New Jersey Sued Over Carry Laws

In theory, New Jersey allows for the carrying of a firearm, as long as you have the necessary license to carry. In practice, the right to bear arms is denied to almost every citizen, thanks to laws that empower local police chiefs to deny licenses to anyone that they believe hasn’t demonstrated a “justifiable need.” As of 2015, New Jersey had fewer than 500 active concealed carry licenses, even though there are nearly 9-million residents, and many of those licenses were in the hands of retired judges or prosecutors.


Simply put, the right to bear arms doesn’t exist in New Jersey. It’s a privilege of a chosen few that’s off limits to the average resident, and unfortunately every legal challenge to date has upheld the state’s restrictive licensing laws. The Supreme Court even turned away a challenge to the state’s carry regime earlier this year in a case called Rogers v. Grewal, emboldening gun grabbers like Gov. Phil Murphy.

Now several Second Amendment organizations and two New Jersey residents are launching a fresh challenge to the state’s restrictive carry laws. The Second Amendment Foundation, along with the Firearms Policy Coalition, New Jersey Second Amendment Society and two private citizens, Stanley Bennett and Michael Hucker, are suing several local and state-level law enforcement officials, including Attorney General Gurbir Grewal, over the state’s near-total ban on the bearing of arms in public. 

In a press release, Second Amendment Foundation founder and executive vice president Alan Gottlieb said that, “since the SAF victory in McDonald v. City of Chicago ten years ago, the Second Amendment absolutely applies in New Jersey. We will continue to sue whoever we need to as we restore the Second Amendment one lawsuit at a time.”

“The people of New Jersey have been oppressed by an abusive, authoritarian government for far too long, and we intend to remedy that beginning today,” added FPC President Brandon Combs. “Our nation fought the Revolutionary War to forcefully reject the Crown’s heavy-handed rule and denial of fundamental liberties, including the right to bear arms, but the State has regressively called back to that tyranny as inspiration for its current policies. Governor Murphy, Attorney General Grewal, and other anti-rights government officials may not like that people have the right to carry loaded guns in public, but their opinion doesn’t trump the Constitution. It’s time to bring freedom back home to the Garden State.”

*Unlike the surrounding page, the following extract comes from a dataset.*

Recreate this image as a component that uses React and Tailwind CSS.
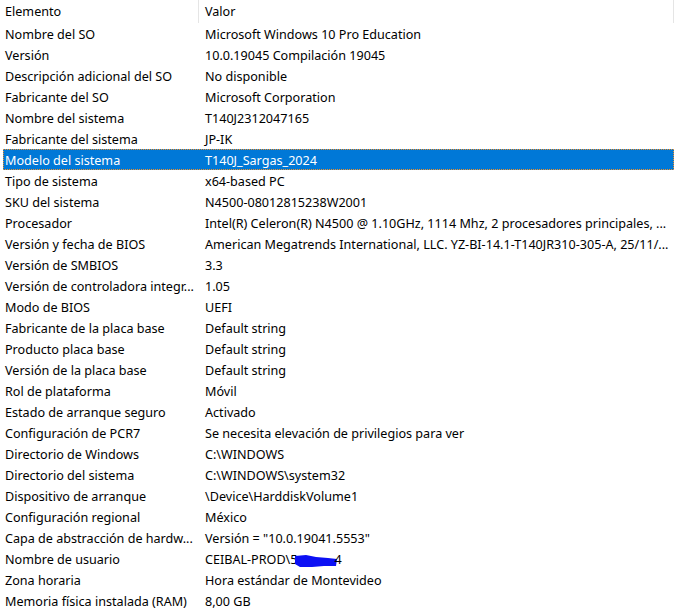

In the lawsuit, which can be read here, both Stanley Bennett and Michael Hucker lay out the steps that they took in order to try to get a carry license, including having to provide multiple character references who were willing to be interviewed by local police.

That provision alone should be enough to get New Jersey’s law tossed as unconstitutional, in my opinion, but the suit details further infringements on the right to bear arms stemming from the state’s “justifiable need” requirement.

Plaintiff Hucker also included with his application a statement of “Justifiable Reason to Carry Handgun” in an effort to satisfy the statutory “justifiable need” standard. His statement provided as follows:

There are several justifiable reasons for my request to apply for a permit to carry a handgun;

Safety: I have a real estate business that often requires me to collect rent in cash and carry cash for certain expenses. This is known by many people and it creates reasonable opportunities for criminals to target me and my wife and children. I also work for a Fortune 100 company and have access to several bank accounts which could reasonably cause me to be a target of kidnapping for extortion or other criminal purposes.

Sport/hobby: I grew up in the Catskills in New York and have some experience with firearms and would like to explore this more. I want to be able to legally carry a handgun for these purposes.

Inheritance: My father has a few guns (including handguns) that he’d like to pass onto me through his estate, but I cannot legally accept them until I have the permit. My father lives in New York State and has had a concealed carry permit for most of his adult life due to his military background. I would like to add that I’ve been a law abiding citizen for all of my 43 years, having respect for my privilege to drive by keeping  within the speed limit and following the rules of the road. I do my best every day to contribute positively to our society and to raise my children the same. I have shown a high level of personal accountability and responsibility in my entire adult life and am looking forward to this process. One of my references ([redacted]) is a New York State trooper who mentioned he would gladly vouch for me. I’m determined to legally exercise my 2nd amendment rights for the reasons listed above.


Michael Hucker was denied his license to carry a few months after his application was dropped off, because he hadn’t articulated a justifiable need to carry a firearm for self defense. As the lawsuit notes, however, even if Hucker had demonstrated some specific and ongoing threat against his life, he could still have been denied because state law allows that “an otherwise completely satisfactory application can be denied for any reason deemed somehow contrary to the interest of the public health, safety, or welfare.”

New Jersey’s insane and unconstitutional gun control laws should have been struck down long ago, but unfortunately they’ve been upheld in two major challenges in years past. Hopefully the third time will be the charm and gun owners find some relief in the federal judiciary against the infringement of their right to bear arms for self-defense.